Model illustration. A, Typical viral kinetics of an analytic treatment interruption (ATI) clinical study participant through 4 different regions. Region I is the period when human immunodeficiency virus (HIV) RNA is at or below the limit of detection. Region II is the period when the virus rebounds, resumes replication, and accumulates to the peak; this region is followed by reduction of viral replication. Region III contains viral mixed kinetic patterns, and the boundary of this region corresponds with the viral nadir (or viral set point). Region IV is associated with steady increase in plasma viremia in noncontrollers and sustained reduced plasma viremia in controllers. Dots represent data points for plasma viremia. B, Viral kinetics shown in A are explained with a piecewise ordinary differential equation.

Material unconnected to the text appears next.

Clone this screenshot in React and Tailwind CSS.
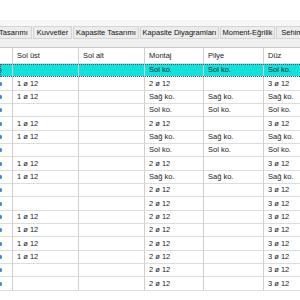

The model describes the viral kinetics in each region with a parameter, and these parameters are used to learn and characterize early predictors (from regions I and II) that classify ATI long-term outcomes observed in region IV. C, Data partitioning into the training, testing, and clinical imitation subsets used to identify and validate the performance of the predictors. The distribution of controllers vs noncontrollers was ~25% and was balaned in each data partition.

Figure 2.

Statistical difference between analytic treatment interruption (ATI) controllers (C) and noncontrollers (NC). A, The peak plasma human immunodeficiency virus (HIV) viremia value observed within the first 4 weeks of viral rebound can distinctively separate ATI controllers from noncontrollers (P < .001). B, After rebounding, noncontrollers have a faster rebounding rate than controllers (P < .001). C, Difference between time to viral rebound, time to viral peak, and time from rebound to peak. The time to viral peak did not differ significantly between controllers and noncontrollers (P = .18).

Figure 3.

Decision trees showing classification of analytic treatment interruption (ATI) outcomes. The plasma viremia (observed viral peak) provides the best classification of controllers (C) and noncontrollers (NC). A, An ATI participant who attains a viral peak <3 log₁₀ human immunodeficiency virus (HIV) RNA copies/mL is likely to be a posttreatment controller. B, Decision tree based on the viral slope (rate of viral replication). Noncontrollers are shown to be associated with a fast rate of viral rebounding speed. C, Time to viral rebound of ≥53 days likely predicts a controller. D, Short time to attain viral peak (<18 days) in a predicted noncontroller.

Figure 4.

Decision rule on how to make a call. Step 1: Follow up the participant until an observation above the lower limit of detection is made; record this as the time to rebound. Step 2: Follow up the participant for 2 or at most 3 weeks. Record the human immunodeficiency virus (HIV) RNA level weekly, and record the slope of regression line (rate of viral replication) and HIV RNA level at week 3 (viral peak). Step 3: Make a call. If the plasma viremia at week 3 in step 2 exceeds 3 log₁₀ copies/mL at any time within 2–3 weeks, the call is noncontroller; if the plasma viremia remains below 3 log₁₀ copies/mL within 3 weeks, then the call is controller. Step 4: If results are on the borderline, check whether the time to rebound is <53 days. If <53 days, then the call is noncontroller; otherwise, the call is controller. On this step also, the regression line is used to consolidate the call; if the regression slope (rate of viral replication) is <0.033, then the call is confirmed as controller, otherwise an extra data point (week 4) is required. In region I, blue dots represent HIV RNA levels below the limit of detection. In region II, red dots represent HIV RNA levels above the limit of detection. Region III is a region of mixed patterns; red dots represent values that remain high, and yellow dots identify a pattern with an initial decrease in viral load but then with resumption of replication, ending with being a noncontroller. Cyan dots represent the opposite, that is, a pattern that reverses to viral control. In region IV, red and yellow dots above the yellow dashed line represent noncontrollers, and blue dots represent controllers.